Transactional Structuring A key element of Covington’s real estate practice is advising clients on optimal structuring in the acquisition, ownership and disposition of real estate. We assist in establishing limited liability vehicles, general and limited partnerships, joint ventures, corporations and tenancies-in-common to accomplish the client’s immediate needs and interests in a manner that is consistent with the client’s long-term goals and objectives. Many of the transactions we structure are for not-for-profit organizations, including ventures with building owners or with investors who will take an equity position in their property. We also structure transactions between developers and institutional capital or syndication funds, and negotiate mezzanine debt.
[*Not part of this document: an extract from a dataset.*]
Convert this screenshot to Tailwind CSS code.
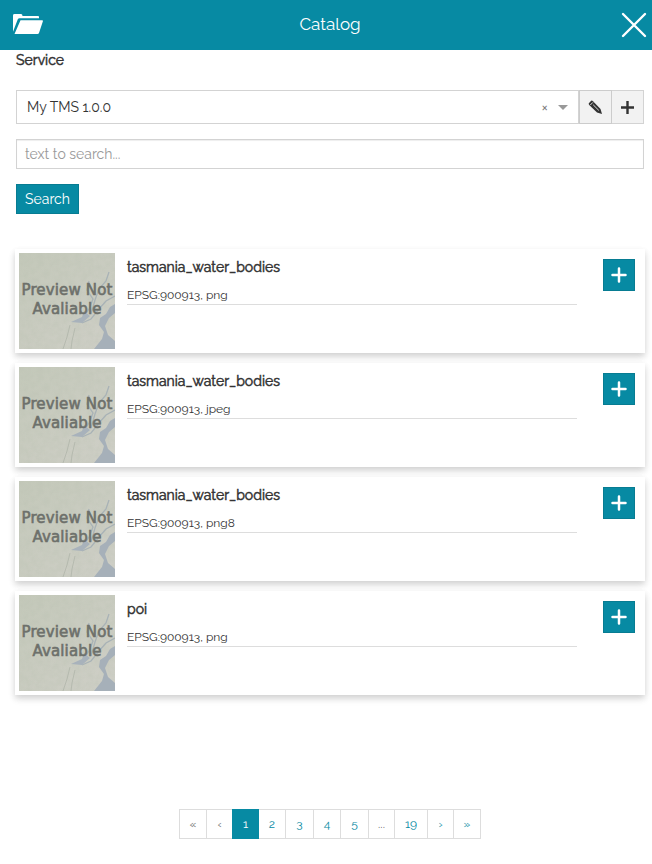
<!DOCTYPE html>
<html lang="en">
<head>
<meta charset="utf-8">
<title>Catalog</title>
<script src="https://cdn.jsdelivr.net/npm/@tailwindcss/browser@4"></script>
</head>
<body class="w-[652px] h-[864px] overflow-hidden bg-white text-[#333] font-[Raleway,Lato,'Open_Sans',sans-serif] text-[14px] leading-5">
<svg class="absolute w-0 h-0">
  <defs>
    <filter id="grain" x="0" y="0" width="100%" height="100%">
      <feTurbulence type="fractalNoise" baseFrequency="0.16" numOctaves="3" seed="4"/>
      <feColorMatrix values="0 0 0 0 .5  0 0 0 0 .54  0 0 0 0 .45  .9 0 0 0 -.28"/>
    </filter>
    <linearGradient id="land" x1="0" y1="0" x2="1" y2="1"><stop offset="0" stop-color="#c3c8b9"/><stop offset="1" stop-color="#cfcfc7"/></linearGradient>
  </defs>
  <symbol id="preview" viewBox="0 0 96 96">
    <rect width="96" height="96" fill="url(#land)"/>
    <rect width="96" height="96" filter="url(#grain)" opacity=".7"/>
    <path d="M96 51L91 54L87 61L81 65L80 72L85 79L83 86L75 96H96V88L89 82L86 73L90 65L96 60Z" fill="#a6b0b9"/>
    <path d="M70 28L68 37L74 46L70 56L65 64M90 19L87 28L80 36L76 47L72 61M96 43L87 48L80 56L72 66L63 70" fill="none" stroke="#a8b2b6" stroke-width="1.3"/>
    <path d="M65 58L63 64L52 69L63 70L71 63Z" fill="#a8b2bb"/>
    <path d="M51 72L48 84L44 96M56 75L53 88L52 96" fill="none" stroke="#acb1a6" stroke-width=".7"/>
  </symbol>
</svg>

<header class="h-[50px] bg-[#078aa3] text-white flex items-center justify-between pl-[13px] pr-[5px]">
  <svg class="w-[30px] h-[21px] -mt-[2px]" viewBox="0 0 30 22" preserveAspectRatio="none" fill="white"><path d="M0 18.500V1.500Q0 0 1.500 0H8Q9.500 0 9.500 2H25Q26 2 26 3V4.500H6.500Q5.300 4.500 4.800 5.500Z"/><path d="M7.500 6.500H29Q30.300 6.500 29.900 7.700L26 20Q25.600 21 24.500 21H1.500Z"/></svg>
  <h1 class="text-[17px] leading-6 -mt-[2px] -ml-1">Catalog</h1>
  <svg class="w-[26px] h-[26px]" viewBox="0 0 26 26" fill="none" stroke="white" stroke-width="2.400" stroke-linecap="round"><path d="M2 2L24 24M24 2L2 24"/></svg>
</header>

<main class="px-4 pr-2 h-[759px]">
  <div class="h-10 [-webkit-text-stroke:0.5px_#333]">Service</div>
  <div class="flex h-[34px]">
    <div class="w-[563px] border border-[#d3d3d3] flex items-center pl-[10px] pr-[10px]">
      <span class="grow">My TMS 1.0.0</span>
      <span class="text-[14px] text-[#777] mr-[10px]">×</span>
      <svg class="w-[10px] h-[5px]" viewBox="0 0 10 5"><path d="M0 0H10L5 5Z" fill="#999"/></svg>
    </div>
    <button class="w-[33px] border border-[#ccc] bg-[#f2f2f2] flex items-center justify-center">
      <svg class="w-[15px] h-[15px]" viewBox="0 0 15 15"><path d="M.8 3.200L3.200 .8Q4 .3 5 1.200L12.500 9L14 14L9 12.500L1.200 5Q.4 4 .8 3.200Z" fill="#333"/><path d="M2.300 5L4.900 2.400M5.200 4.800L10.800 10.400" stroke="#eee" stroke-width=".9"/></svg>
    </button>
    <button class="w-[32px] border border-l-0 border-[#d3d3d3] bg-[#f2f2f2] flex items-center justify-center">
      <svg class="w-[13px] h-[13px]" viewBox="0 0 13 13"><path d="M6.500 0V13M0 6.500H13" stroke="#333" stroke-width="2.400"/></svg>
    </button>
  </div>
  <div class="mt-[15px] h-[30px] border border-[#d3d3d3] shadow-[inset_0_1px_1px_rgba(0,0,0,.07)] px-2 flex items-center text-[#999]">text to search...</div>
  <button class="mt-[15px] w-[63px] h-[30px] bg-[#078aa3] border border-[#077c92] text-white">Search</button>

  <section class="mt-[35px] -ml-px -mr-px w-[630px] flex flex-col gap-[10px]">
    <article class="h-[104px] shadow-[0_3px_6px_rgba(0,0,0,.12),0_4px_8px_rgba(0,0,0,.08)] bg-white p-1 flex">
      <div class="relative w-24 h-24"><svg class="w-24 h-24"><use href="#preview"/></svg><div class="absolute inset-0 pt-[28px] text-center whitespace-nowrap font-['DejaVu_Sans'] text-[15px] leading-[18.500px] text-[#6d706b] [-webkit-text-stroke:0.6px_#6d706b]"><div class="-mx-1 tracking-[0.15px]">Preview Not</div><div class="tracking-[0.15px]">Avaliable</div></div></div>
      <div class="ml-3 w-[450px] pt-1"><h2 class="h-[26px] [-webkit-text-stroke:0.5px_#333]">tasmania_water_bodies</h2><p class="h-[22px] border-b border-[#ddd] text-[12px] leading-[24px]">EPSG:900913, png</p></div>
      <button class="ml-[26px] mt-[6px] w-8 h-8 bg-[#078aa3] border border-[#077c92] flex items-center justify-center"><svg class="w-[16px] h-[16px] -mt-px" viewBox="0 0 16 16"><path d="M8 1.500V14.500M1.500 8H14.500" stroke="white" stroke-width="2.500" stroke-linecap="round"/></svg></button>
    </article>
    <article class="h-[104px] shadow-[0_3px_6px_rgba(0,0,0,.12),0_4px_8px_rgba(0,0,0,.08)] bg-white p-1 flex">
      <div class="relative w-24 h-24"><svg class="w-24 h-24"><use href="#preview"/></svg><div class="absolute inset-0 pt-[28px] text-center whitespace-nowrap font-['DejaVu_Sans'] text-[15px] leading-[18.500px] text-[#6d706b] [-webkit-text-stroke:0.6px_#6d706b]"><div class="-mx-1 tracking-[0.15px]">Preview Not</div><div class="tracking-[0.15px]">Avaliable</div></div></div>
      <div class="ml-3 w-[450px] pt-1"><h2 class="h-[26px] [-webkit-text-stroke:0.5px_#333]">tasmania_water_bodies</h2><p class="h-[22px] border-b border-[#ddd] text-[12px] leading-[24px]">EPSG:900913, jpeg</p></div>
      <button class="ml-[26px] mt-[6px] w-8 h-8 bg-[#078aa3] border border-[#077c92] flex items-center justify-center"><svg class="w-[16px] h-[16px] -mt-px" viewBox="0 0 16 16"><path d="M8 1.500V14.500M1.500 8H14.500" stroke="white" stroke-width="2.500" stroke-linecap="round"/></svg></button>
    </article>
    <article class="h-[104px] shadow-[0_3px_6px_rgba(0,0,0,.12),0_4px_8px_rgba(0,0,0,.08)] bg-white p-1 flex">
      <div class="relative w-24 h-24"><svg class="w-24 h-24"><use href="#preview"/></svg><div class="absolute inset-0 pt-[28px] text-center whitespace-nowrap font-['DejaVu_Sans'] text-[15px] leading-[18.500px] text-[#6d706b] [-webkit-text-stroke:0.6px_#6d706b]"><div class="-mx-1 tracking-[0.15px]">Preview Not</div><div class="tracking-[0.15px]">Avaliable</div></div></div>
      <div class="ml-3 w-[450px] pt-1"><h2 class="h-[26px] [-webkit-text-stroke:0.5px_#333]">tasmania_water_bodies</h2><p class="h-[22px] border-b border-[#ddd] text-[12px] leading-[24px]">EPSG:900913, png8</p></div>
      <button class="ml-[26px] mt-[6px] w-8 h-8 bg-[#078aa3] border border-[#077c92] flex items-center justify-center"><svg class="w-[16px] h-[16px] -mt-px" viewBox="0 0 16 16"><path d="M8 1.500V14.500M1.500 8H14.500" stroke="white" stroke-width="2.500" stroke-linecap="round"/></svg></button>
    </article>
    <article class="h-[104px] shadow-[0_3px_6px_rgba(0,0,0,.12),0_4px_8px_rgba(0,0,0,.08)] bg-white p-1 flex">
      <div class="relative w-24 h-24"><svg class="w-24 h-24"><use href="#preview"/></svg><div class="absolute inset-0 pt-[28px] text-center whitespace-nowrap font-['DejaVu_Sans'] text-[15px] leading-[18.500px] text-[#6d706b] [-webkit-text-stroke:0.6px_#6d706b]"><div class="-mx-1 tracking-[0.15px]">Preview Not</div><div class="tracking-[0.15px]">Avaliable</div></div></div>
      <div class="ml-3 w-[450px] pt-1"><h2 class="h-[26px] [-webkit-text-stroke:0.5px_#333]">poi</h2><p class="h-[22px] border-b border-[#ddd] text-[12px] leading-[24px]">EPSG:900913, png</p></div>
      <button class="ml-[26px] mt-[6px] w-8 h-8 bg-[#078aa3] border border-[#077c92] flex items-center justify-center"><svg class="w-[16px] h-[16px] -mt-px" viewBox="0 0 16 16"><path d="M8 1.500V14.500M1.500 8H14.500" stroke="white" stroke-width="2.500" stroke-linecap="round"/></svg></button>
    </article>
  </section>
</main>

<nav class="ml-[179px] w-[302px] h-[30px] flex border border-[#ddd] text-[12px] leading-7 text-center text-[#078aa3]">
  <span class="w-[27px] border-r border-[#ddd] text-[#666]">«</span>
  <span class="w-[25px] text-[#666]">‹</span>
  <span class="w-[27px] -my-px leading-[30px] bg-[#078aa3] text-white">1</span>
  <span class="w-[27px] border-r border-[#ddd]">2</span>
  <span class="w-[28px] border-r border-[#ddd]">3</span>
  <span class="w-[27px] border-r border-[#ddd]">4</span>
  <span class="w-[28px] border-r border-[#ddd]">5</span>
  <span class="w-[26px] border-r border-[#ddd] text-[#666]">...</span>
  <span class="w-[33px] border-r border-[#ddd]">19</span>
  <span class="w-[26px] border-r border-[#ddd]">›</span>
  <span class="w-[26px]">»</span>
</nav>
</body>
</html>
Acquisitions and Dispositions Covington’s real estate practice is highly accomplished in representing purchasers, sellers or investors in the acquisition and disposition of real estate. We manage due diligence, negotiate and draft contracts, and structure transactions to minimize tax consequences. Acquisitions and dispositions include large land parcels, office buildings, shopping centers, industrial buildings, build-to-suit facilities, redevelopment opportunities with significant economic development enticements.
Financing Covington’s attorneys have substantial experience in all aspects of real estate financings, including acquisition, development and construction loans, bridge loans, development loans, permanent take-out loans, refinancings, profit participation and mezzanine loan investments, and working capital facilities. We also have substantial experience in tax-exempt bond financing and in handling interest rate and currency rate swap transactions. We represent both lenders and borrowers in these financings, in both secured and unsecured loans. We are also active in workouts and bankruptcies.
Representative Matters
- WCI Communities, Inc. in the acquisition of most of the real estate assets and the operating company controlled by Renaissance Housing Corp. in Northern Virginia.
- The Goodyear Tire & Rubber Company in its 2003 restructuring of $3.3 billion of debt that included US and European secured and asset-based financings and its subsequent subordinated debt offerings and private placement of senior secured notes in 2004 and 2005, each in excess of $5 billion.
- RLA Revitalization Corporation in its disposition, ground leasing, and redevelopment of the 3.2 acre, 843,000 square foot Wax Museum project at 5th and K Streets, NW, now known as CityVista. We also advised RLARC in its negotiations with Waterfront Associates for the sale and redevelopment of RLARC’s fee simple interest in 13.5 acres of land in Southwest DC.
- D.C. Preparatory Academy. As borrower of $5.5 million of tax-exempt District of Columbia revenue bonds to finance the acquisition and reconstruction of this educational facility.
- National Football League. In addition to negotiating the Cleveland Browns' stadium lease on behalf of the NFL, we routinely represent the League in its capacity as lender to member clubs and with regard to approval of complex third-party financing. Stadium financings have included the New England Patriots ($282 million), Washington Redskins ($155 million) and Denver Broncos ($150 million). We have also facilitated franchise financings for, among others, the New York Jets, Dallas Cowboys, New Orleans Saints, Baltimore Ravens, Seattle Seahawks, and Washington Redskins secured by stadia, training facilities and other real property.